The tech vendors are bigger than their bank clients in a lot of cases, he said.

"So the power relationship is not necessarily in the banks' favor. The Big Three were all built through acquisition, bits and pieces so there is a lot of fragmentation of those systems. It's a patchwork with each of the major players having hundreds of different versions of their core, much of it 30 years old. The industry has a lot of bilateral commercial contracts and not a lot of scale."

Because banks have a series of bilateral commercial relationships, they will find it hard to innovate unless they modernize their systems. Rather than working with tech partners and seeing a constant flow of products, they don't have choices they want.

They may get rescued by Amazon, of all companies.

In a March column, which I somehow missed,  Shevlin wrote that: "Amazon isn’t the future model for banks, nor is it banks' biggest threat. The players who are most threatened by Amazon's entrance into checking accounts (and lending) are the legacy fintech providers--the Fiservs, FISes, and Jack Henrys of the world. Amazon is positioning itself to cut these players out of the loop."

He admitted it might sound farfetched "But if Amazon can go out and acquire a Whole Foods, why can't it build or acquire core processing capabilities and establish itself as a platform services provider for banks' technology and marketing needs?"

Shevlin has come across some odd numbers. He says it is no surprise that the number of transactions at branches has declined, but he found that new accounts opened per platform full-time employee fell by 44 percent.

“That’s simply inexcusable. For years, branchaholics have claimed that branches will become ‘advice centers’. Maybe platform personnel are advising consumers to apply online.” He doesn’t offer a time line for these numbers — it can’t all come down to reformed practices at Wells Fargo, can it?

Calls to contact centers have increased in length by 46 percent, which Shevlin suggests is because people handle simple matters through self-serve channels and only call when they have a complex issue. Clearly not all customers are willing to stick around for the chance to talk to a person — wait times rose from 22 seconds to 39 seconds and the abandon rate rose 36%, he said.

Bankers seem to be aware of the challenges ahead. Shevlin said that “just over half of bank execs think their digital banking capabilities are even somewhat future-ready.” and only three in 10 think their branches are ready for the future.

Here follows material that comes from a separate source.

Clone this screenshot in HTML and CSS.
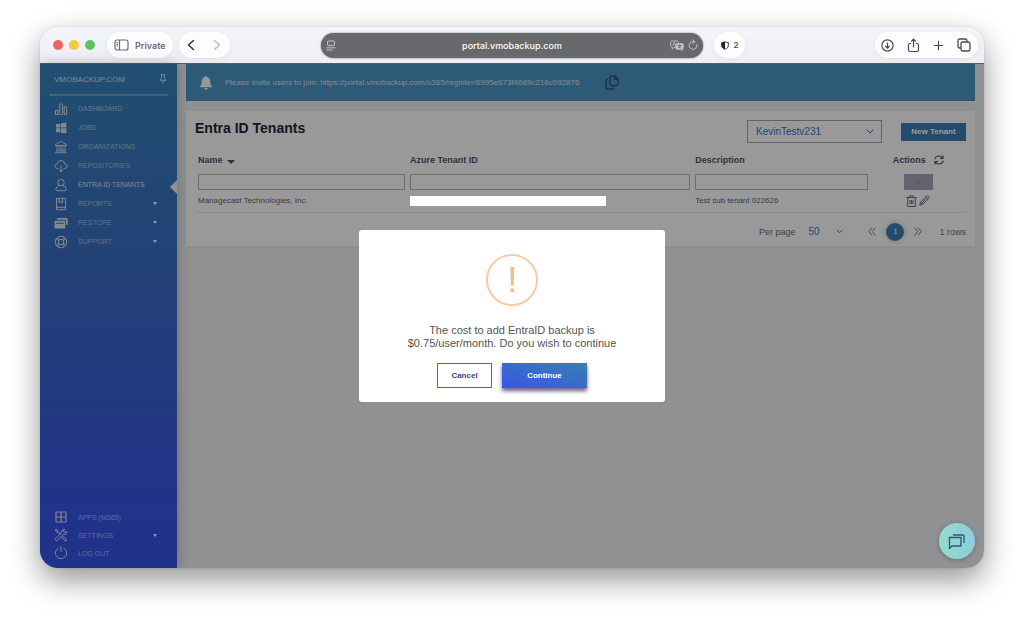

Chris Skinner at The Finanser thinks one problem is that technologists are rare on bank boards and in senior executive positions.

“Banks are run by financiers, not technologists” which creates a problem. How can you change the bank to be digital if (a) the leadership doesn’t understand technology and what digital means; and (b) if no one on the Executive team has any experience of technology.”

He cites a 2016 Accenture report which found that only 3% of CEOs of leading banks have professional technology experience, only 6% of board directors have professional technology experience and 40% have no board members with any professional technology experience in their career.

Accenture says the problems facing big banks are significant.

“The IT challenge is all the more acute because of problems many big banks already have with their antiquated ‘core banking’ systems. The big UK banks have core systems dating back to the 1970s or even 1960s that are inflexible, vulnerable to outages and ill-suited to the heavy demands of digital and mobile banking.”

It notes that the role of technology has changed from simply making back office processing efficient.

“Digital has changed that. Technology has become an intrinsic part of the business strategy at financial services firms. Digital not only means new banking channels, it also offers a unique opportunity for banks to drive growth and profitability.”

Bank Director finds that bankers are becoming more aware of the role of technology, and even use it more themselves.

Research Director Emily McCormick writes that boards are paying more attention to technology — half say tech is an issue at every board meeting and more than three-quarters actually use the bank’s mobile and online channels, up from 51% three years ago, and 55% say they have a high-level executive focused on innovation. The article doesn’t, however, offer a head count for board members with tech backgrounds.